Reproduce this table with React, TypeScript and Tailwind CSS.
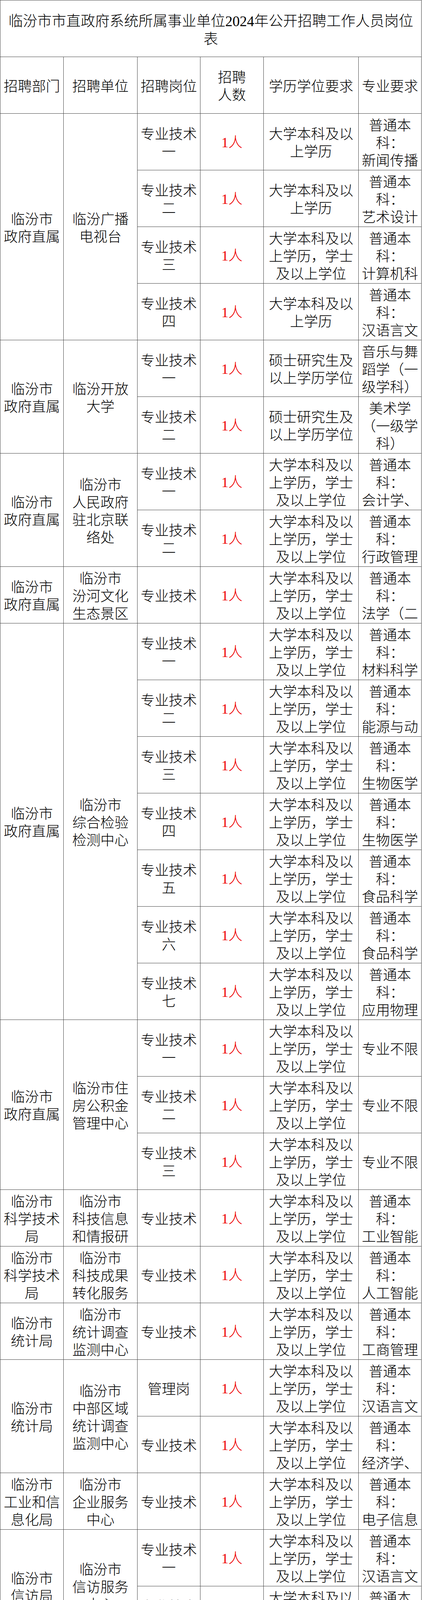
import React from "react";

type Line = React.ReactNode;
type Row = { post: Line[]; edu: Line[]; major: Line[]; mark?: boolean };
type Group = { dept: Line[]; unit: Line[]; unitTop?: boolean; rows: Row[] };

const spanClass: Record<number, string> = {
  1: "row-span-1",
  2: "row-span-2",
  3: "row-span-3",
  4: "row-span-4",
  7: "row-span-7",
};

// 学历要求
const BK = ["大学本科及以", "上学历"];
const BX = ["大学本科及以", "上学历，学士", "及以上学位"];
const SS = ["硕士研究生及", "以上学历学位"];

const pt = (m: string) => ["普通本", "科：", m];
const tech = (n?: string) => (n ? ["专业技术", n] : ["专业技术"]);
const GL = ["管理岗"];
const ZF = ["临汾市", "政府直属"];

const groups: Group[] = [
  {
    dept: ZF,
    unit: ["临汾广播", "电视台"],
    rows: [
      { post: tech("一"), edu: BK, major: pt("新闻传播") },
      { post: tech("二"), edu: BK, major: pt("艺术设计") },
      { post: tech("三"), edu: BX, major: pt("计算机科") },
      { post: tech("四"), edu: BK, major: pt("汉语言文") },
    ],
  },
  {
    dept: ZF,
    unit: ["临汾开放", "大学"],
    rows: [
      { post: tech("一"), edu: SS, major: ["音乐与舞", "蹈学（一", "级学科）"] },
      { post: tech("二"), edu: SS, major: ["美术学", "（一级学", "科）"] },
    ],
  },
  {
    dept: ZF,
    unit: ["临汾市", "人民政府", "驻北京联", "络处"],
    rows: [
      { post: tech("一"), edu: BX, major: pt("会计学、") },
      { post: tech("二"), edu: BX, major: pt("行政管理") },
    ],
  },
  {
    dept: ZF,
    unit: ["临汾市", "汾河文化", "生态景区"],
    rows: [{ post: tech(), edu: BX, major: pt("法学（二") }],
  },
  {
    dept: ZF,
    unit: ["临汾市", "综合检验", "检测中心"],
    rows: [
      { post: tech("一"), edu: BX, major: pt("材料科学") },
      { post: tech("二"), edu: BX, major: pt("能源与动") },
      { post: tech("三"), edu: BX, major: pt("生物医学") },
      { post: tech("四"), edu: BX, major: pt("生物医学") },
      { post: tech("五"), edu: BX, major: pt("食品科学") },
      { post: tech("六"), edu: BX, major: pt("食品科学") },
      { post: tech("七"), edu: BX, major: pt("应用物理") },
    ],
  },
  {
    dept: ZF,
    unit: ["临汾市住", "房公积金", "管理中心"],
    rows: [
      { post: tech("一"), edu: BX, major: ["专业不限"] },
      { post: tech("二"), edu: BX, major: ["专业不限"] },
      { post: tech("三"), edu: BX, major: ["专业不限"] },
    ],
  },
  {
    dept: ["临汾市", "科学技术", "局"],
    unit: ["临汾市", "科技信息", "和情报研"],
    rows: [{ post: tech(), edu: BX, major: pt("工业智能") }],
  },
  {
    dept: ["临汾市", "科学技术", "局"],
    unit: ["临汾市", "科技成果", "转化服务"],
    rows: [{ post: tech(), edu: BX, major: pt("人工智能") }],
  },
  {
    dept: ["临汾市", "统计局"],
    unit: ["临汾市", "统计调查", "监测中心"],
    rows: [{ post: tech(), edu: BX, major: pt("工商管理") }],
  },
  {
    dept: ["临汾市", "统计局"],
    unit: ["临汾市", "中部区域", "统计调查", "监测中心"],
    rows: [
      { post: GL, edu: BX, major: pt("汉语言文") },
      { post: tech(), edu: BX, major: pt("经济学、") },
    ],
  },
  {
    dept: ["临汾市", "工业和信", "息化局"],
    unit: ["临汾市", "企业服务", "中心"],
    rows: [{ post: tech(), edu: BX, major: pt("电子信息") }],
  },
  {
    dept: ["临汾市", "信访局"],
    unit: ["临汾市", "信访服务", "中心"],
    rows: [
      { post: tech("一"), edu: BX, major: pt("汉语言文") },
      { post: tech("二"), edu: BX, major: pt("社会学、") },
    ],
  },
  {
    dept: ["临汾市", "民政局"],
    unit: ["临汾市", "社会福利", "院（临汾", "市", "儿童福利", "院、临汾", "市"],
    unitTop: true,
    rows: [
      { post: GL, edu: BX, major: pt("计算机科") },
      { post: tech(), edu: BX, major: pt("特殊教育") },
    ],
  },
  {
    dept: ["临汾市", "民政局"],
    unit: ["临汾市", "未成年人", "保护和社"],
    rows: [{ post: tech(), edu: BX, major: pt("会计学、") }],
  },
  {
    dept: ["临汾市", "人力资源", "和社会保", "障局"],
    unit: ["临汾市", "社会保险", "中心"],
    rows: [
      { post: tech("一"), edu: BX, major: pt("计算机科") },
      { post: tech("二"), edu: BX, major: pt("会计学、") },
      { post: tech("三"), edu: BX, major: pt("会计学、") },
    ],
  },
  {
    dept: ["临汾市", "人力资源", "和社会保", "障局"],
    unit: ["临汾高级", "技工学校"],
    rows: [
      { post: tech("一"), edu: BX, major: pt("机械设计") },
      { post: tech("二"), edu: SS, major: ["数学（一", "级学科）", "学科教学"] },
      { post: tech("三"), edu: SS, major: ["中国史", "（一级学", "科）"], mark: true },
    ],
  },
  {
    dept: ["临汾市", "退役军人", "事务局"],
    unit: ["临汾市", "退役军人", "服务中心"],
    rows: [{ post: GL, edu: BX, major: pt("新闻传播") }],
  },
];

interface CellProps {
  lines: Line[];
  span?: number;
  red?: boolean;
  top?: boolean;
  children?: React.ReactNode;
}

function Cell({ lines, span = 1, red, top, children }: CellProps) {
  return (
    <div
      className={`${spanClass[span]} relative flex flex-col items-center ${
        top ? "justify-start pt-[5px]" : "justify-center"
      } overflow-hidden border-r border-b border-[#444] text-center leading-[45px] ${
        red ? "text-[#ee0000]" : "text-black"
      }`}
    >
      {lines.map((l, i) => (
        <div key={i} className="whitespace-nowrap">
          {l}
        </div>
      ))}
      {children}
    </div>
  );
}

const num = (s: string) => <span className="font-['Liberation_Serif',serif]">{s}</span>;

export default function App() {
  return (
    <div className="w-[1080px] bg-white font-['Noto_Sans_CJK_SC','Liberation_Serif',sans-serif] text-[36px] font-light">
      <div className="grid w-[1079px] grid-cols-[162px_189px_161px_162px_243px_161px] auto-rows-[145px] border-l border-t border-[#444]">
        <div className="col-span-6 flex flex-col items-center justify-center border-r border-b border-[#444] pt-[3px] text-center text-[37px] leading-[43px] text-black">
          <div className="whitespace-nowrap">
            临汾市市直政府系统所属事业单位{num("2024")}年公开招聘工作人员岗位
          </div>
          <div>表</div>
        </div>

        <Cell lines={["招聘部门"]} />
        <Cell lines={["招聘单位"]} />
        <Cell lines={["招聘岗位"]} />
        <Cell lines={["招聘", "人数"]} />
        <Cell lines={["学历学位要求"]} />
        <Cell lines={["专业要求"]} />

        {groups.map((g, gi) => (
          <React.Fragment key={gi}>
            <Cell lines={g.dept} span={g.rows.length} />
            <Cell lines={g.unit} span={g.rows.length} top={g.unitTop} />
            {g.rows.map((r, ri) => (
              <React.Fragment key={ri}>
                <Cell lines={r.post}>
                  {r.mark && (
                    <span className="absolute left-0 top-0 h-0 w-0 border-t-[5px] border-r-[5px] border-t-[#1a9a1a] border-r-transparent" />
                  )}
                </Cell>
                <Cell lines={[<>{num("1")}人</>]} red />
                <Cell lines={r.edu} />
                <Cell lines={r.major} />
              </React.Fragment>
            ))}
          </React.Fragment>
        ))}
      </div>
    </div>
  );
}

* THE PROBLEM *
Your task is to reproduce exactly the lines from the start of the data above through the line containing "Line[]; unit: Line[];", leaving every picture out.

* FINAL RESULT *
Reproduce this table with React, TypeScript and Tailwind CSS.
import React from "react";

type Line = React.ReactNode;
type Row = { post: Line[]; edu: Line[]; major: Line[]; mark?: boolean };
type Group = { dept: Line[]; unit: Line[]; unitTop?: boolean; rows: Row[] };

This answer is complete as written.